Senator Bob Brown's retirement had to happen soon given his age and the length of his time as a political activist, but like the long-expected death of a parent it doesn't make the transition any easier when it finally happens. There are always risks because no one can guarantee how a new leader will perform and, more importantly, be received.
The emphasis on renewal of the party is to be applauded. It is not easy to achieve, as that other small party in Australian politics, the Nationals, is finding. It, too, needs to renew its leadership, but Barnaby Joyce is finding resistance to a move into the House of Representatives.
Christine Milne was elected as Brown's successor by her party room in a remarkably conservative fashion for a radical, new politics party. There was no hint of wider membership or community involvement. And she was elected smoothly and unanimously by recent Australian standards. Note the spite in recent Labor and Liberal leadership contests. Both of these elements are good for a party approaching a dangerously turbulent period of federal politics. The Greens certainly didn't need turmoil, or even a fractious leadership contest, at this stage of their development.

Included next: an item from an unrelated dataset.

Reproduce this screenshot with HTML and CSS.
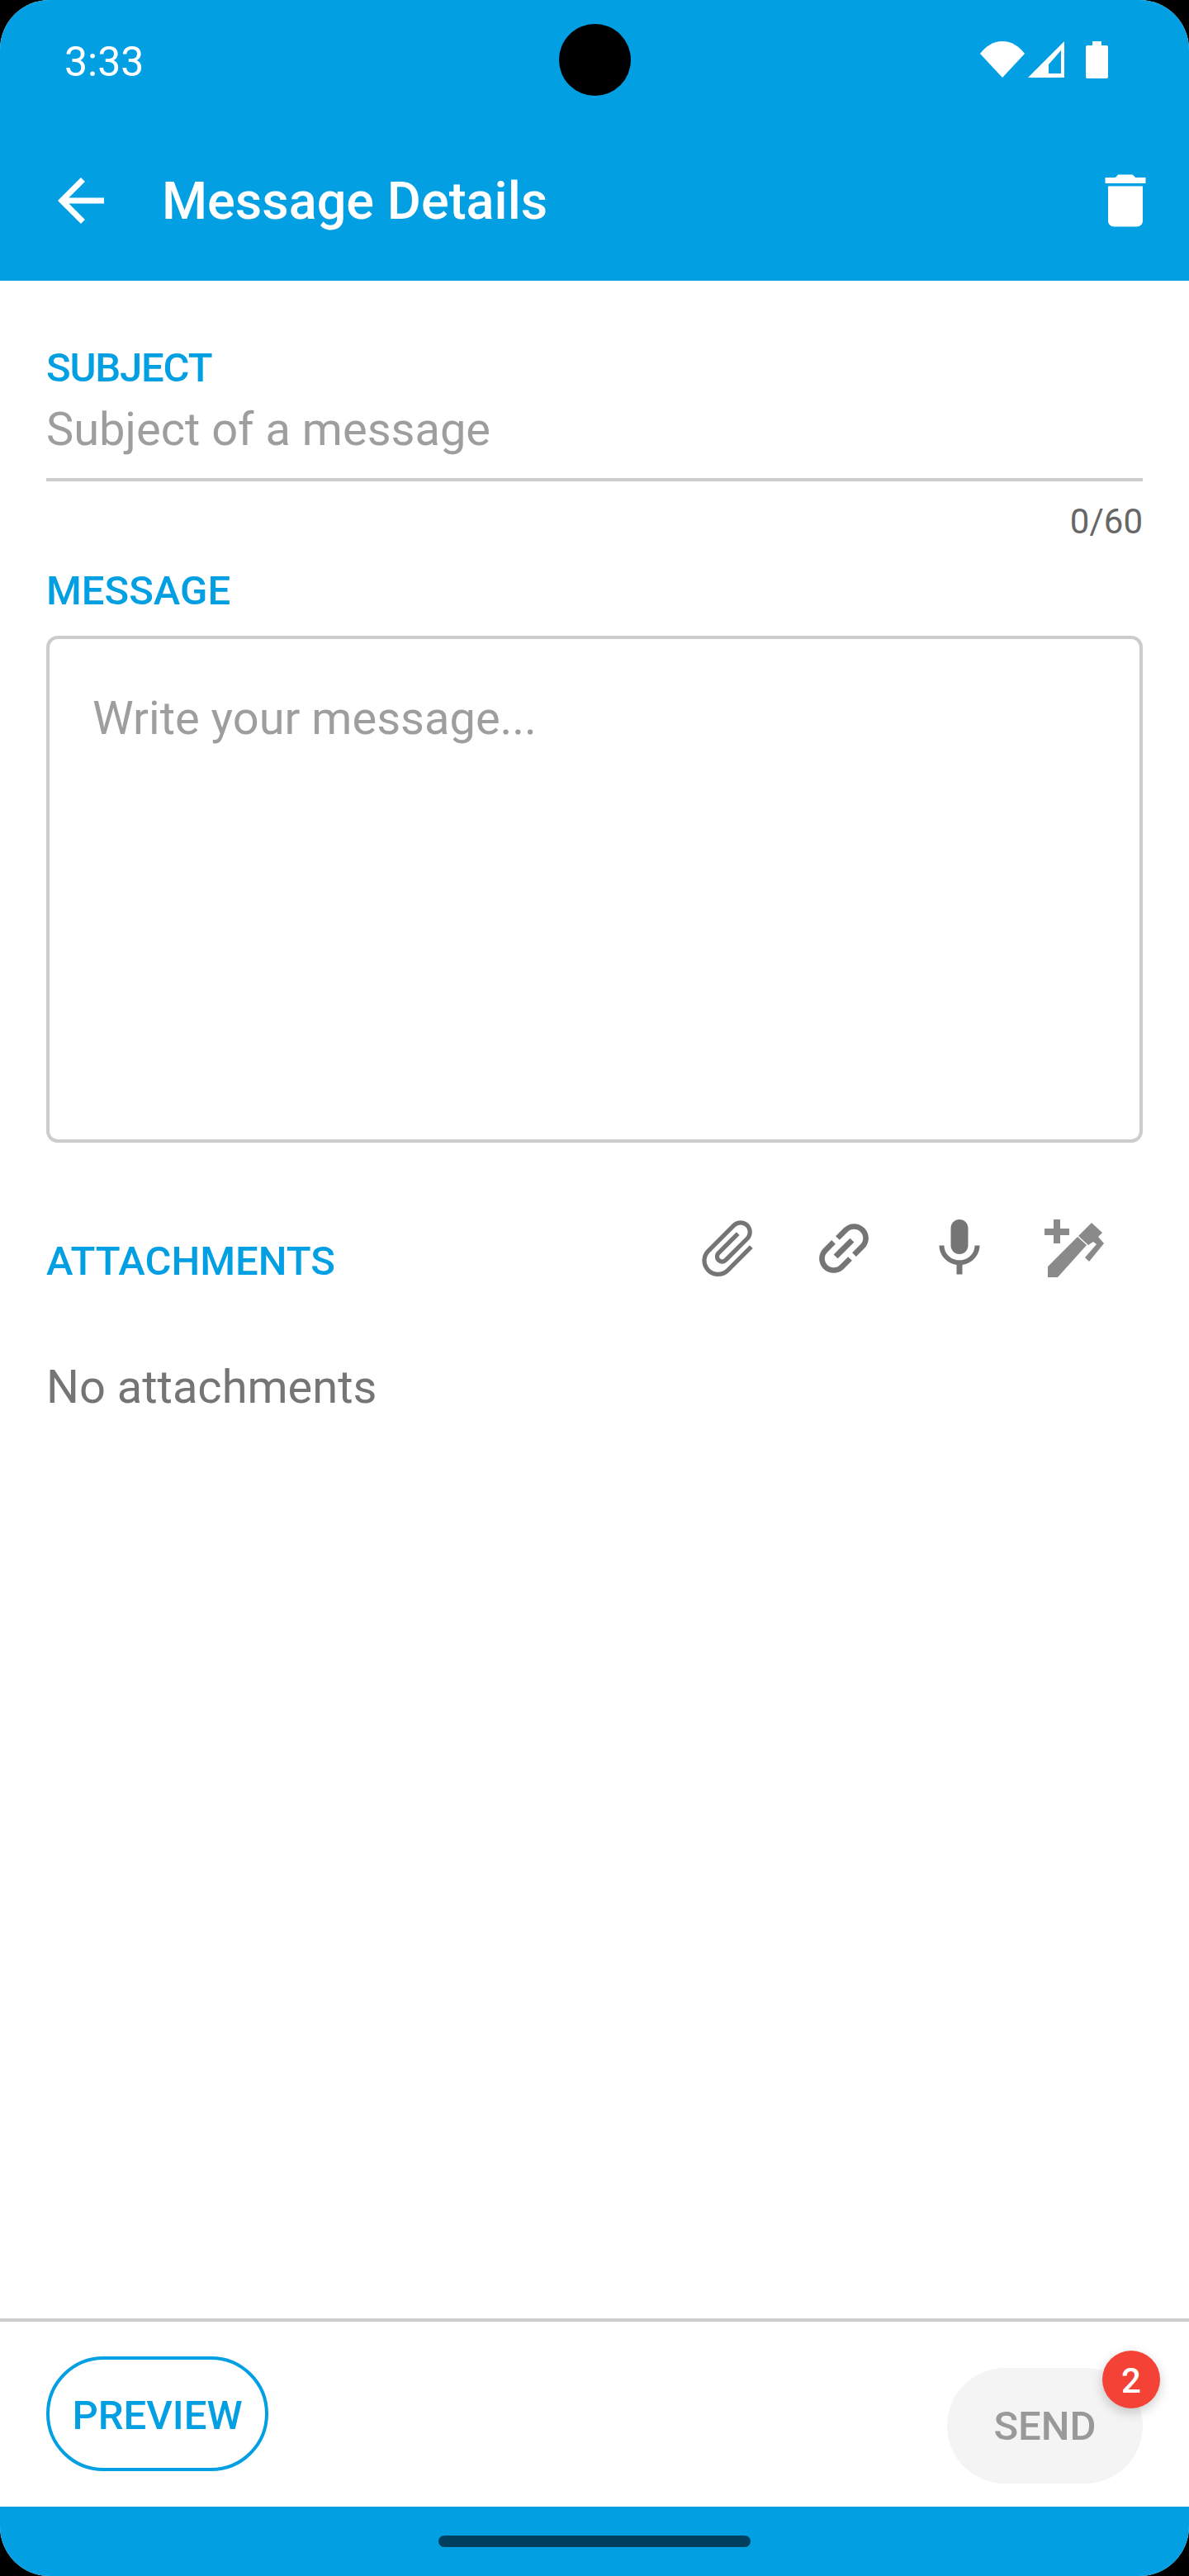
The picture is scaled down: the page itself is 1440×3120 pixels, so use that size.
FILE: index.html
```html
<!DOCTYPE html>
<html lang="en">
<head>
    <meta charset="UTF-8">
    <meta name="viewport" content="width=device-width, initial-scale=1.0">
    <title>Message Details</title>
    <link rel="stylesheet" href="styles.css">
</head>
<body>

    <div class="screen">
        <div class="camera"></div>

        <div class="status-bar">
            <span class="clock">3:33</span>
            <div class="status-icons">
                <svg class="status-wifi" viewBox="0 0 54 44"><path fill="#fff" d="M0 15C7 6 16 0 27 0s20 6 27 15L27 44z"/></svg>
                <svg class="status-signal" viewBox="0 0 44 44"><path fill="#fff" fill-rule="evenodd" d="M44 0v44H0zM40 11L25 28v11h15z"/></svg>
                <svg class="status-battery" viewBox="0 0 27 45"><path fill="#fff" d="M8 0h11v5h6q2 0 2 2v36q0 2-2 2H2q-2 0-2-2V7q0-2 2-2h6z"/></svg>
            </div>
        </div>

        <header class="toolbar">
            <svg class="icon" viewBox="0 0 24 24"><path fill="#fff" d="M20 11H7.83l5.59-5.59L12 4l-8 8 8 8 1.41-1.41L7.83 13H20v-2z"/></svg>
            <h1 class="toolbar-title">Message Details</h1>
            <svg class="icon" viewBox="0 0 24 24"><path fill="#fff" d="M6 19c0 1.1.9 2 2 2h8c1.1 0 2-.9 2-2V7H6v12zM19 4h-3.5l-1-1h-5l-1 1H5v2h14V4z"/></svg>
        </header>

        <main class="content">
            <div class="field-label subject-label">SUBJECT</div>
            <div class="subject-input">Subject of a message</div>
            <div class="counter">0/60</div>

            <div class="field-label message-label">MESSAGE</div>
            <div class="message-box">Write your message...</div>

            <div class="attachments-row">
                <div class="field-label attachments-label">ATTACHMENTS</div>
                <div class="attach-actions">
                    <svg class="icon" viewBox="0 0 24 24"><path class="grey" transform="rotate(45 12 12)" d="M16.5 6v11.5c0 2.21-1.79 4-4 4s-4-1.79-4-4V5c0-1.38 1.12-2.5 2.500-2.500s2.500 1.120 2.500 2.500v10.500c0 .55-.45 1-1 1s-1-.45-1-1V6H10v9.500c0 1.380 1.120 2.500 2.500 2.500s2.500-1.120 2.500-2.500V5c0-2.210-1.790-4-4-4S7 2.790 7 5v12.500c0 3.040 2.460 5.500 5.500 5.500s5.500-2.460 5.500-5.500V6h-1.500z"/></svg>
                    <svg class="icon" viewBox="0 0 24 24"><path class="grey" transform="rotate(-45 12 12)" d="M3.9 12c0-1.71 1.39-3.1 3.1-3.1h4V7H7c-2.76 0-5 2.24-5 5s2.24 5 5 5h4v-1.9H7c-1.71 0-3.1-1.39-3.1-3.1zM8 13h8v-2H8v2zm9-6h-4v1.9h4c1.71 0 3.1 1.39 3.1 3.1s-1.39 3.1-3.1 3.1h-4V17h4c2.76 0 5-2.24 5-5s-2.24-5-5-5z"/></svg>
                    <svg class="icon" viewBox="0 0 24 24"><path class="grey" d="M12 14c1.66 0 2.99-1.34 2.99-3L15 5c0-1.66-1.34-3-3-3S9 3.34 9 5v6c0 1.66 1.34 3 3 3zm5.3-3c0 3-2.54 5.1-5.3 5.1S6.7 14 6.7 11H5c0 3.41 2.72 6.23 6 6.72V21h2v-3.28c3.28-.48 6-3.3 6-6.72h-1.7z"/></svg>
                    <svg class="icon" viewBox="0 0 84 84"><path class="grey-light" d="M5 18h11V7h8v11h11v8H24v10h-8V26H5zM9 77V64l36-36 11 10-35 39zM46 27l16-16 13 12-5 5 7 8-18 22-5-5 14-16-4-3-6 4z"/></svg>
                </div>
            </div>

            <p class="no-attachments">No attachments</p>
        </main>

        <footer class="actions">
            <button class="btn-preview">PREVIEW</button>
            <div class="send-wrap">
                <button class="btn-send">SEND</button>
                <span class="badge">2</span>
            </div>
        </footer>

        <div class="nav-bar"><div class="nav-handle"></div></div>
    </div>

</body>
</html>
```

FILE: styles.css
```css
* {
    box-sizing: border-box;
}
body {
    margin: 0;
    background-color: #000;
    font-family: Roboto, 'Liberation Sans', sans-serif;
}
.screen {
    width: 1440px;
    height: 3120px;
    position: relative;
    display: flex;
    flex-direction: column;
    background-color: #fff;
    border-radius: 60px;
    overflow: hidden;
}
.camera {
    position: absolute;
    top: 29px;
    left: 677px;
    width: 87px;
    height: 87px;
    background-color: #000;
    border-radius: 50%;
}

/* --- status bar and toolbar --- */
.status-bar {
    height: 98px;
    flex-shrink: 0;
    display: flex;
    justify-content: space-between;
    padding: 0 98px 0 78px;
    background-color: #039fe3;
    align-items: flex-start;
}
.clock {
    margin-top: 47px;
    font-size: 50px;
    line-height: 56px;
    color: #fff;
}
.status-icons {
    display: flex;
    margin-top: 50px;
}
.status-wifi { width: 54px; height: 44px; }
.status-signal { width: 44px; height: 44px; margin-left: 4px; }
.status-battery { width: 27px; height: 45px; margin-left: 26px; }
.toolbar {
    height: 242px;
    flex-shrink: 0;
    display: flex;
    align-items: flex-start;
    padding: 103px 35px 0 56px;
    background-color: #039fe3;
}
.toolbar-title {
    flex: 1;
    margin: 0 0 0 56px;
    font-size: 63px;
    line-height: 86px;
    font-weight: 500;
    color: #fff;
}
.icon {
    width: 84px;
    height: 84px;
    flex-shrink: 0;
}
.grey { fill: #757575; }
.grey-light { fill: #8a8a8a; }

/* --- form --- */
.content {
    flex: 1;
    padding: 78px 56px 0;
}
.field-label {
    font-size: 49px;
    line-height: 56px;
    font-weight: 500;
    color: #039fe3;
}
.subject-label {
    letter-spacing: -1.2px;
}
.subject-input {
    margin-top: 14px;
    padding-bottom: 27px;
    border-bottom: 4px solid #ccc;
    font-size: 56px;
    line-height: 64px;
    color: #9e9e9e;
}
.counter {
    margin-top: 25px;
    text-align: right;
    font-size: 42px;
    line-height: 48px;
    color: #666;
}
.message-label {
    margin-top: 32px;
}
.message-box {
    height: 614px;
    margin-top: 26px;
    padding: 64px 52px;
    border: 4px solid #ccc;
    border-radius: 14px;
    font-size: 56px;
    line-height: 64px;
    color: #9e9e9e;
}
.attachments-row {
    display: flex;
    justify-content: space-between;
    align-items: flex-end;
    margin-top: 86px;
}
.attachments-label {
    margin-bottom: -2px;
}
.attach-actions {
    display: flex;
    gap: 56px;
    padding-right: 40px;
}
.no-attachments {
    margin: 94px 0 0;
    font-size: 56px;
    line-height: 64px;
    color: #757575;
}

/* --- bottom actions --- */
.actions {
    height: 228px;
    flex-shrink: 0;
    display: flex;
    justify-content: space-between;
    align-items: flex-start;
    padding: 42px 56px 0;
    border-top: 4px solid #ccc;
}
.btn-preview,
.btn-send {
    padding: 0;
    font-family: inherit;
    font-size: 49px;
    font-weight: 500;
    border-radius: 70px;
}
.btn-preview {
    width: 269px;
    height: 139px;
    padding-top: 3px;
    background: #fff;
    border: 4px solid #039fe3;
    color: #039fe3;
}
.btn-send {
    width: 237px;
    height: 140px;
    background: #f4f4f4;
    border: none;
    color: #999;
}
.send-wrap {
    position: relative;
    margin-top: 14px;
    height: 140px;
}
.badge {
    position: absolute;
    top: -21px;
    right: -21px;
    width: 70px;
    height: 70px;
    display: flex;
    justify-content: center;
    align-items: center;
    padding-top: 2px;
    background-color: #f44336;
    border-radius: 50%;
    box-shadow: 0 5px 14px rgba(0, 0, 0, 0.2);
    font-size: 42px;
    font-weight: 500;
    color: #fff;
}
.nav-bar {
    height: 84px;
    flex-shrink: 0;
    display: flex;
    justify-content: center;
    padding-top: 35px;
    background-color: #039fe3;
}
.nav-handle {
    width: 378px;
    height: 14px;
    background-color: #003f5e;
    border-radius: 7px;
}
```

Leadership is a very important factor in today's politics. Recent minor parties have been blessed with noteworthy leaders. The Australian Democrats had stand-out leaders like Don Chipp, Janine Haines and Cheryl Kernot. But the Greens have had Bob Brown for a much longer period than any of these, given he has led the Greens into the past four federal elections.
The Greens need Milne to be successful and she has big boots to fill. After all, Brown was recently rated by The Australian newspaper as the most influential figure in Australian politics, ahead of Prime Minister Julia Gillard and Opposition Leader Tony Abbott. While that was an exaggeration, he certainly should have been ranked in the top half dozen. Milne inherits the high expectations that go with a balance-of-power leader.
All new leaders find it tough at the beginning. The glowing political obituaries for Brown have emphasised the difficulties. But Milne's task is not impossible. The Greens have not been a one-person party. The Australian Election Study, which has rated Brown's performance vis-a-vis his party over the past four elections, shows this. In fact at the 2010 election Brown himself was rated, like all the party leaders, as less popular with the electorate than the party they led. In Brown's case the difference was marginal. This was at a time when none of the leaders were especially popular. The full discussion is contained in an academic study, Julia 2010: The caretaker election.
Leadership in the Greens is a contested concept which makes the job especially stressful. The authority of the leader is limited by the internal party culture of grass-roots participation and egalitarianism. Milne, like Brown, will have to come to grips with this. But, as a former Tasmanian Greens leader, she must already know the pitfalls.
Brown found that his leadership had limits whenever he tried to impose his will. This makes Milne's task harder. The Greens took the tantalising decision to make lower house MP Adam Bandt their deputy leader. This could be a statement of the Greens' aspirations to grow the party in the House of Representatives, or a recognition of Bandt's talent, despite the difficult task he has to be re-elected in his inner-city seat. Either way he balances Milne in various ways. Leadership is also crucial for the internal stability and cohesion of any party. In the case of the Greens there are many state and philosophical differences to massage. Milne either has to anticipate her colleagues' views or take them with her. The internal dynamics of the party will inevitably change.
There are immediately recognisable similarities and differences between Brown and Milne. Like Brown she comes from the party's heartland in Tasmania. Leading a party from a small state, as Democrats leaders often did, has its challenges and makes you an outsider to the big media outlets based in Melbourne and Sydney. Remember Labor's Kim Beazley set up a base in Sydney to counter the fact that he was from Western Australia.
She is yet another woman leader, which will once again rekindle debate about the gender characteristics of leadership as Anna Bligh's recent defeat in Queensland did. Women already disproportionately support the party. Men are harder to reach.
She cannot personally embody, as Brown did, the Greens' approach to gay rights and same-sex marriage, though she can still be a powerful advocate. Indeed it will be interesting to see how she approaches the secular/religious divide that characterised Brown's big battles with Cardinal George Pell and the Australian Christian Lobby. Educated at St Mary's College, Hobart, she has had links over the years with the Catholic church's environmental agencies.
We only really get to know a political leader once they get the top job - even if they have been deputy leader, as Milne has. The new leader is given much broader opportunities to speak and additional media coverage. They have to discover a new style to differentiate themselves from their predecessor in the public mind.
We must wait to see how different Milne turns out to be. Already she has tried to make her mark through a new rural and regional strategy. She must increase the Greens' vote once again at the next federal election to guarantee three more years holding the balance of power.
John Warhurst is an emeritus professor of political science at the Australian National University.